• REQUIREMENT: Locate the lines of the listing below that hold "React", then copy each of them.

• SOURCE MATERIAL:
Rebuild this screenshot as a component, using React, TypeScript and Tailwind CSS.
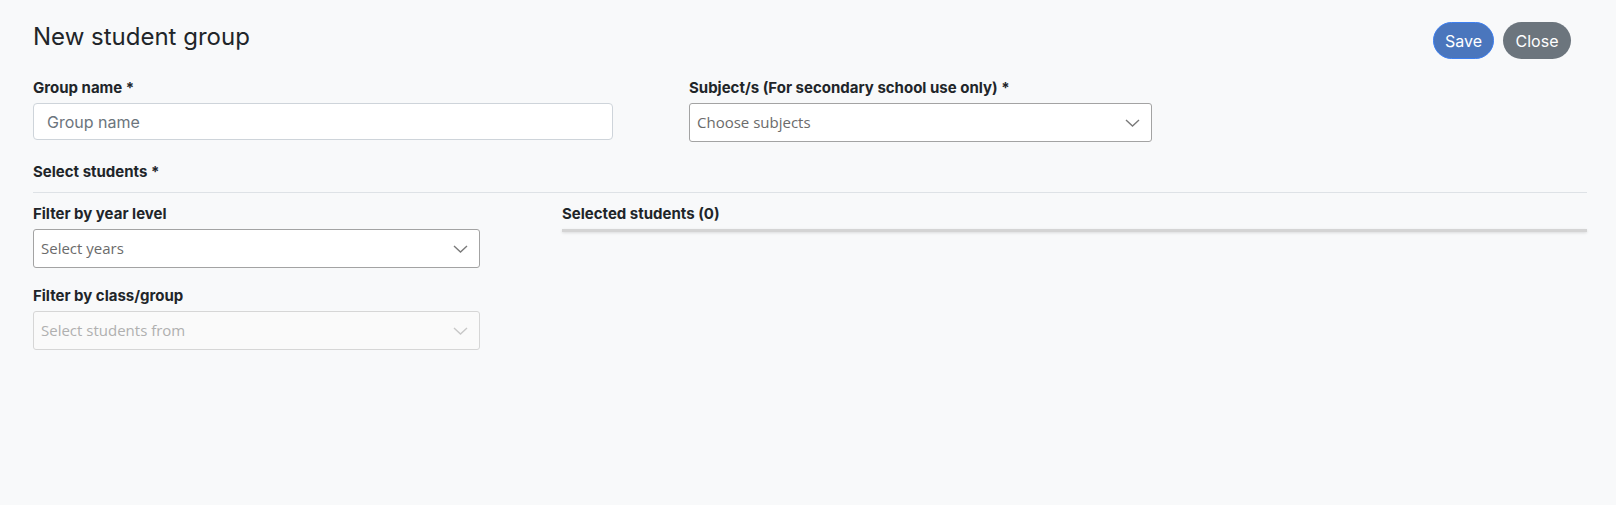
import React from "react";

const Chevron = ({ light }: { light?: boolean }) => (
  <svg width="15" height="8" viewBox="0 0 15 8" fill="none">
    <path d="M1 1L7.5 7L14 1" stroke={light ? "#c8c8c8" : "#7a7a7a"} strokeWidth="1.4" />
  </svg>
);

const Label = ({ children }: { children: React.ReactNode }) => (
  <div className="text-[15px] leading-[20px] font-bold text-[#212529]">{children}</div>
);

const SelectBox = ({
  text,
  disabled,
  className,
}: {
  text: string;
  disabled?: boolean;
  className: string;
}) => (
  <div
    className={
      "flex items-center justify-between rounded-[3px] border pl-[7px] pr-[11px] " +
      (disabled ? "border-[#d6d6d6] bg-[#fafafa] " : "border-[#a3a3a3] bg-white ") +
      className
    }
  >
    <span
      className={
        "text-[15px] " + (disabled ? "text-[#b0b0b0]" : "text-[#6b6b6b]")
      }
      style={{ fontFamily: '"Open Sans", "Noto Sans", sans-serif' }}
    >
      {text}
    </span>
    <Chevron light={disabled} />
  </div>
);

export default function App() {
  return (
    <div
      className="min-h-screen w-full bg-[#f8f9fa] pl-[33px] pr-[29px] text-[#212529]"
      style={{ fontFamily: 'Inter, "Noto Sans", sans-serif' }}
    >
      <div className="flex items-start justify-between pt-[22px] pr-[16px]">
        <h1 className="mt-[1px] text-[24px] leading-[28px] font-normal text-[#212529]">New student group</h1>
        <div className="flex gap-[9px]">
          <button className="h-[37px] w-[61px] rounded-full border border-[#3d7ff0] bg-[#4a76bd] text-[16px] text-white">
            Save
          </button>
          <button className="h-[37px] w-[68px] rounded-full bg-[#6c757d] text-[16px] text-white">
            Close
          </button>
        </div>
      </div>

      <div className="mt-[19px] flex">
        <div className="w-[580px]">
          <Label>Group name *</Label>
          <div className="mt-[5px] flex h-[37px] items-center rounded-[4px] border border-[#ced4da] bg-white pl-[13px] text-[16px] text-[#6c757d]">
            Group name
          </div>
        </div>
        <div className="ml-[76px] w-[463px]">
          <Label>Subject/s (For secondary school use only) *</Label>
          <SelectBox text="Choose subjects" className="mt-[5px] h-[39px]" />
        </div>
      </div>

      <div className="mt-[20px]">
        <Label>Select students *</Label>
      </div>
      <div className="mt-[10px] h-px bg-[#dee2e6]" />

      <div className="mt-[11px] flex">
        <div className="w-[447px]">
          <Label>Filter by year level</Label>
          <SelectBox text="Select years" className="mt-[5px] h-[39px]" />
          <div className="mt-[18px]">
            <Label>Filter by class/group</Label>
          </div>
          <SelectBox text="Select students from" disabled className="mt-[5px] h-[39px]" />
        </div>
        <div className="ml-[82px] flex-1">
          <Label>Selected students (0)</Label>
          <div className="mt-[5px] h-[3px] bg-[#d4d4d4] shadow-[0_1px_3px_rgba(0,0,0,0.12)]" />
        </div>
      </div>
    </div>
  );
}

• RESPONSE TO THIS TASK:
Rebuild this screenshot as a component, using React, TypeScript and Tailwind CSS.
import React from "react";
const Label = ({ children }: { children: React.ReactNode }) => (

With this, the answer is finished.